Steinhöring - Glücklich war am Ende niemand. Dem Hamburger Anwalt, der eigens für die Gerichtsverhandlung nach Steinhöring gereist war, schwirrte sichtlich der Kopf angesichts der Finessen der Bayerischen Bauvorlagenverordnung. Und Steinhörings Bürgermeisterin Martina Lietsch und ihre Verwaltung hatten von Richter Korbinian Heinzeller den Kopf gewaschen bekommen, weil die örtliche Außenwerbungssatzung nicht nur gegen irgendeine Verordnung verstoße, sondern gegen das Grundgesetz der Bundesrepublik Deutschland. Vordergründig ging es um neue Werbeplakatwände an der Münchner Straße, die die Gemeinde verhindern will. Die Verhandlung des Münchner Verwaltungsgerichts erwies sich als formaljuristisches Schmankerl.
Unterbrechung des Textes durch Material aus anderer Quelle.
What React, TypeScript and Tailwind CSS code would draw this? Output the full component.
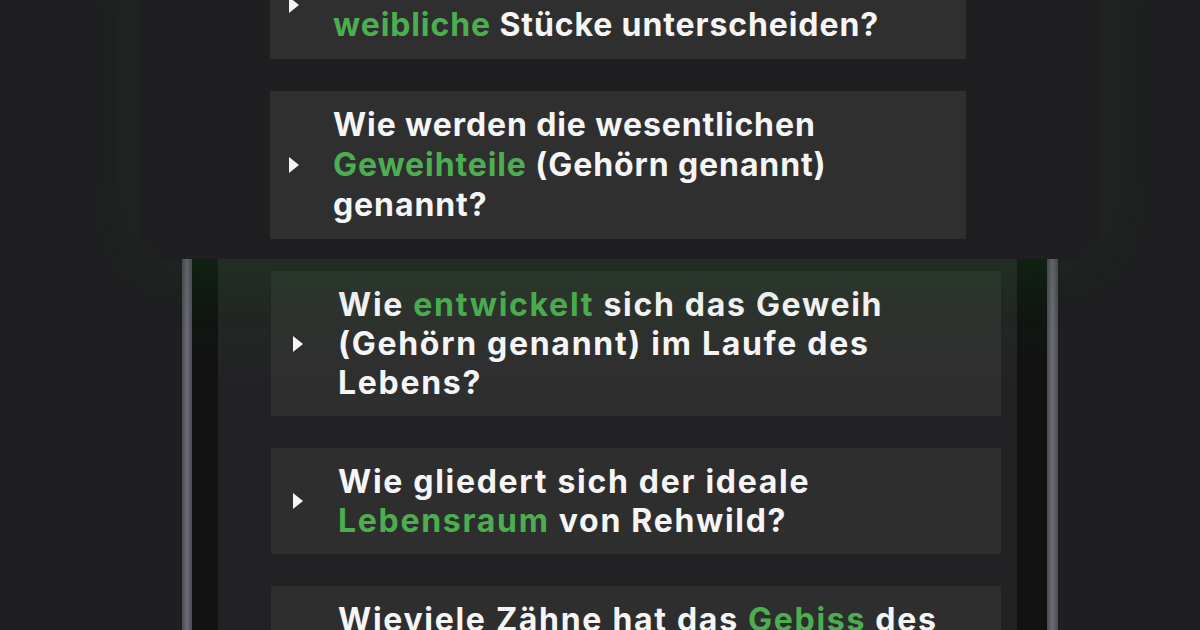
import React from 'react';

const G = ({ children }: { children: React.ReactNode }) => (
  <span className="text-[#4cae50]">{children}</span>
);

function Arrow() {
  return (
    <svg width="10" height="16" viewBox="0 0 10 16" className="shrink-0">
      <polygon points="0,0 10,8 0,16" fill="#f5f5f5" />
    </svg>
  );
}

function CardItem({ lines }: { lines: React.ReactNode[] }) {
  return (
    <div className="flex items-center bg-[#2f2f30] py-[14px]">
      <div className="w-[63px] pl-[19px]">
        <Arrow />
      </div>
      <p className="text-[32px] leading-[40px] font-bold text-[#f5f5f5] tracking-[0.9px]">
        {lines.map((l, i) => (
          <span key={i} className="block whitespace-nowrap">
            {l}
          </span>
        ))}
      </p>
    </div>
  );
}

function PhoneItem({ lines, tint }: { lines: React.ReactNode[]; tint?: boolean }) {
  return (
    <div
      className={
        'flex items-center py-[14px] ' +
        (tint
          ? 'bg-[linear-gradient(to_bottom,#2c362d_0px,#2e2f2e_90px,#2e2e2e_146px)]'
          : 'bg-[#2e2e2e]')
      }
    >
      <div className="w-[67px] pl-[22px]">
        <Arrow />
      </div>
      <p className="text-[32px] leading-[39px] font-bold text-[#f5f5f5] tracking-[1.7px]">
        {lines.map((l, i) => (
          <span key={i} className="block whitespace-nowrap">
            {l}
          </span>
        ))}
      </p>
    </div>
  );
}

export default function App() {
  return (
    <div className="w-[1200px] h-[630px] overflow-hidden bg-[#1f1f21] font-['Inter','Noto_Sans',sans-serif]">
      {/* overlay card with the first questions */}
      <div className="relative z-10 ml-[139px] w-[961px] -mt-[49px] rounded-b-[30px] bg-[#1f1f21] pb-[20px] pl-[131px] pr-[134px] shadow-[0_0_60px_6px_rgba(30,70,32,0.28)] flex flex-col gap-[32px]">
        <CardItem
          lines={[
            <>Wie kann man männliche und</>,
            <>
              <G>weibliche</G> Stücke unterscheiden?
            </>,
          ]}
        />
        <CardItem
          lines={[
            <>Wie werden die wesentlichen</>,
            <>
              <G>Geweihteile</G> (Gehörn genannt)
            </>,
            <>genannt?</>,
          ]}
        />
      </div>

      {/* phone */}
      <div className="ml-[182px] w-[876px] h-[400px] flex">
        <div className="w-[10px] bg-[linear-gradient(to_right,#4a4b52,#6a6b74,#4a4b52)]" />
        <div className="w-[26px] bg-[linear-gradient(to_bottom,#0f1c11_0px,#121212_100px)]" />
        <div className="flex-1 bg-[linear-gradient(to_bottom,#232b24_0px,#222224_130px)] pt-[12px] pl-[53px] pr-[16px] flex flex-col gap-[32px]">
          <PhoneItem
            tint
            lines={[
              <>
                Wie <G>entwickelt</G> sich das Geweih
              </>,
              <>(Gehörn genannt) im Laufe des</>,
              <>Lebens?</>,
            ]}
          />
          <PhoneItem
            lines={[
              <>Wie gliedert sich der ideale</>,
              <>
                <G>Lebensraum</G> von Rehwild?
              </>,
            ]}
          />
          <PhoneItem
            lines={[
              <>
                Wieviele Zähne hat das <G>Gebiss</G> des
              </>,
              <>Rehwildes?</>,
            ]}
          />
        </div>
        <div className="w-[30px] bg-[linear-gradient(to_bottom,#0f1c11_0px,#121212_100px)]" />
        <div className="w-[11px] bg-[linear-gradient(to_right,#4a4b52,#6a6b74,#4a4b52)]" />
      </div>
    </div>
  );
}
Es geht um drei Stellwände: Gerichtsverhandlung in Steinhöring
Im Straßenlärm an der B 304 ging es direkt dort zur Sache, wo ein Unternehmer aus dem Ruhrgebiet drei Plakatstellwände aufbauen und an wechselnde Werbekunden vermieten will: auf dem verödeten, zugewachsenen Gelände an der Kurve zwischen Ushio-Werk und Abersdorfer Straße, wo die Telekom eine Schaltstation betreibt.

Die Gemeinde hatte argumentiert, die drei geplanten Plakatwände im 18/1-Format am Rand der Münchner Straße/B 304, jede fast so groß wie ein Pkw-Parkplatz, würden die Sichtachse auf den historischen Ortskern um Postwirt, Kirche und Pfarrhaus stören. Deshalb hatte sie für den Ortskern eine sogenannte Außenwerbungssatzung erlassen, die genau mit dem strittigen Grundstück endet. „Das wurde für uns maßgeschneidert“, beklagte sich der Anwalt des Werbeunternehmers.
Flächenbegrenzung zu willkürlich: Richter sieht Verstoß gegen Eigentumsschutz
Mit einer ersten Satzung war das Rathaus bereits juristisch gescheitert, hatte eilig nachgebessert. „Die jetzige Satzung ist gut“, lobte Richter Heinzeller. „Viel besser als die meisten.“ Allerdings habe die Gemeinde, weil sie Werbung nicht ganz verbieten kann, eine Maximalgröße von zwei Quadratmetern für entsprechende Außenplakate festgelegt. Das sei zu klein und jenseits aller Normmaße für Plakatwände – und damit, kein Scherz, ein Verstoß gegen Artikel 14 Absatz 1 des Grundgesetzes: Die Regelung stelle einen unzulässig willkürlichen Eingriff ins Privateigentum dar.
Bauantrag scheitert an fehlender Nummer, Linie, Unterschrift und Datum
Schadenfreude kam beim Hamburger Werbe-Anwalt nicht auf. Statt einer Baugenehmigung bekam auch er einen Rüffel. Dem Steinhöringer Verfassungsbruch stand ein Scheitern des Bauantrags an ein paar winzigen Formfehlern gegenüber: Auf einer Plankarte fehlten dem Richter die Flurnummer eines Nachbargrundstücks, eine Unterschrift samt Datum sowie ein gestrichelter Rand ums überplante Grundstück. Unglücklicherweise alles unbeugsame bayerische Rechtsvorschrift. Ein Verwaltungsgericht müsse paragrafentreu entscheiden, habe keinen Spielraum für solche Nachlässigkeiten: „Sie brauchen einen neuen Bauantrag, das können Sie nicht mehr heilen“, eröffnete Richter Heinzeller dem Anwalt. „Das endet ja nie!“, rief dieser mit Schrecken aus, sah sich wohl schon zum Folgetermin erneut quer durch die Republik tingeln.
Es wäre ein guter Kompromiss.
Dem kam der Richter salomonisch zuvor, nutzte die bedröppelte Stimmung beider Streitparteien, um sie mit sanftem Nachdruck zu einem Kompromiss zu lotsen: Wenn der Werbeunternehmer auf jene der drei Stellwände verzichte, die am aufdringlichsten in der Sichtachse zur Kirche stehe, könne doch das Landratsamt als Aufsichtsbehörde bei dem Formfehler im Bauantrag ein Auge zudrücken und die Genehmigung erteilen. Anders als das Gericht habe die Behörde diese Möglichkeit, wenn die Klage des Werbeunternehmers fallen gelassen würde. „Jeder kriegt was“, argumentierte der Richter und stellte andernfalls einen unabsehbar langen juristischen Papierkrieg in Aussicht. Davon ließen sich alle Beteiligten überzeugen. „Es wäre ein guter Kompromiss“, befand Bürgermeisterin Martina Lietsch im Nachgang. Ob der Deal mit nun zwei Werbewänden ganz in der östlichen Ecke des Grundstücks zustande kommt, muss in gut zwei Wochen der Steinhöringer Gemeinderat entscheiden.